Flat metal work is flexible; by introducing a bend, it becomes stronger. This is the same principal that makes corrugation, and the same reason car parts are all curved. You will note that paint cans have essentially the same design, for the same reason.

The lip around the removable lid is quite likely to be there simply to give it enough strength to allow the lid to be removed and replaced multiple times without distorting the can.

This has nothing to do with the specific product inside.

As to cleaning, a damp paper towel seems ideal. If the lid is well sealed, you could run it under some water to dissolve any caked on syrup, and then dry...

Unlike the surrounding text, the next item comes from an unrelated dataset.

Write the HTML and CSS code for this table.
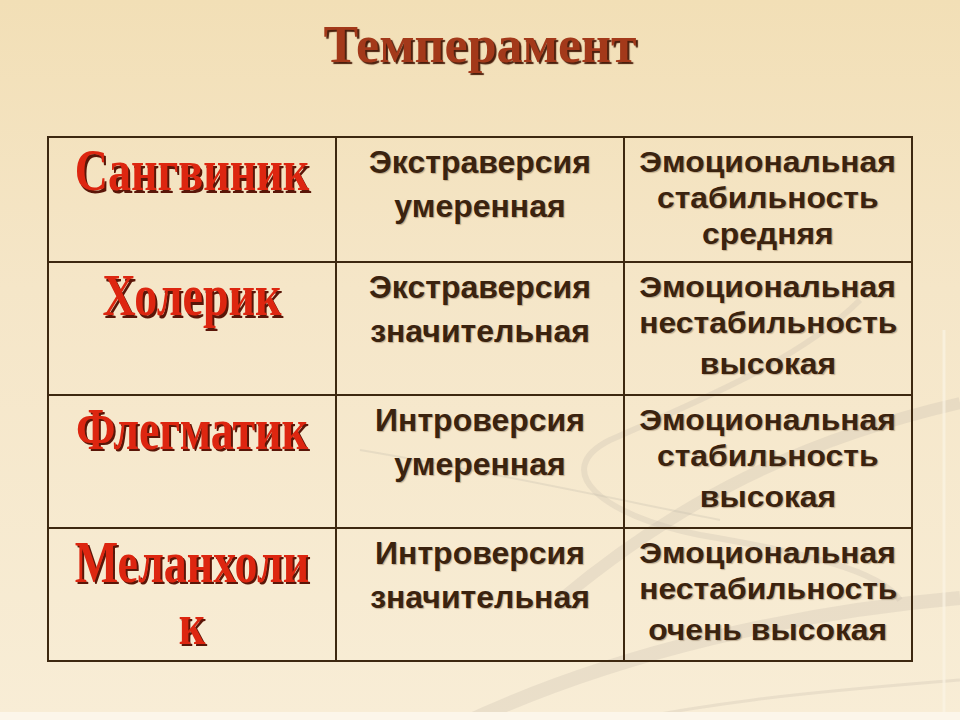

It is much simpler to dispense from cans of Golden Syrup if the tin is inverted, and the bottom pierced with a lever can opener - the sort that makes a triangular hole near the edge of the tin, sometimes known as a can "tapper".

Picture of can "Tapper"

You will need two holes opposite one another, the second one to let air into the can to take up the space of the syrup, which can now be poured much more tidily.

The disadvantage, of course, is that you now have to use cling film or similar to keep the contents covered.

  • 1
    or you need to find a plastic lid that fits snugly on the (bottom) of the can ... when you don't need to worry about the cling flim. My dad used to do this with something when I was really young, but I just can't remember what.
    – Joe
    Nov 6, 2014 at 14:18

The same issue exists with paint cans: the trough in the rim fills up with paint.

Solution there: bang two or three nail holes in the trough so the paint can drain back into the can. The lid will cover the nail holes when replaced.

This should work for syrup too.


I never tip the syrup from the tin but spoon it out using an old tablespoon heated in hot water or over gas flame. The syrup slides off and leaves a clean tin.

  • Certainly use a spoon but I still find it drizzles off the spoon, like honey. Dec 27, 2018 at 21:13

I think the 'clean up' issue is finally being addressed by The Powers That Be as in New Zealand you can now purchase golden syrup in plastic squeezy bottles that you simply tilt upside down and squeeze the syrup out, leaving just the tip to clean and enabling a greater degree of accuracy in measuring the syrup.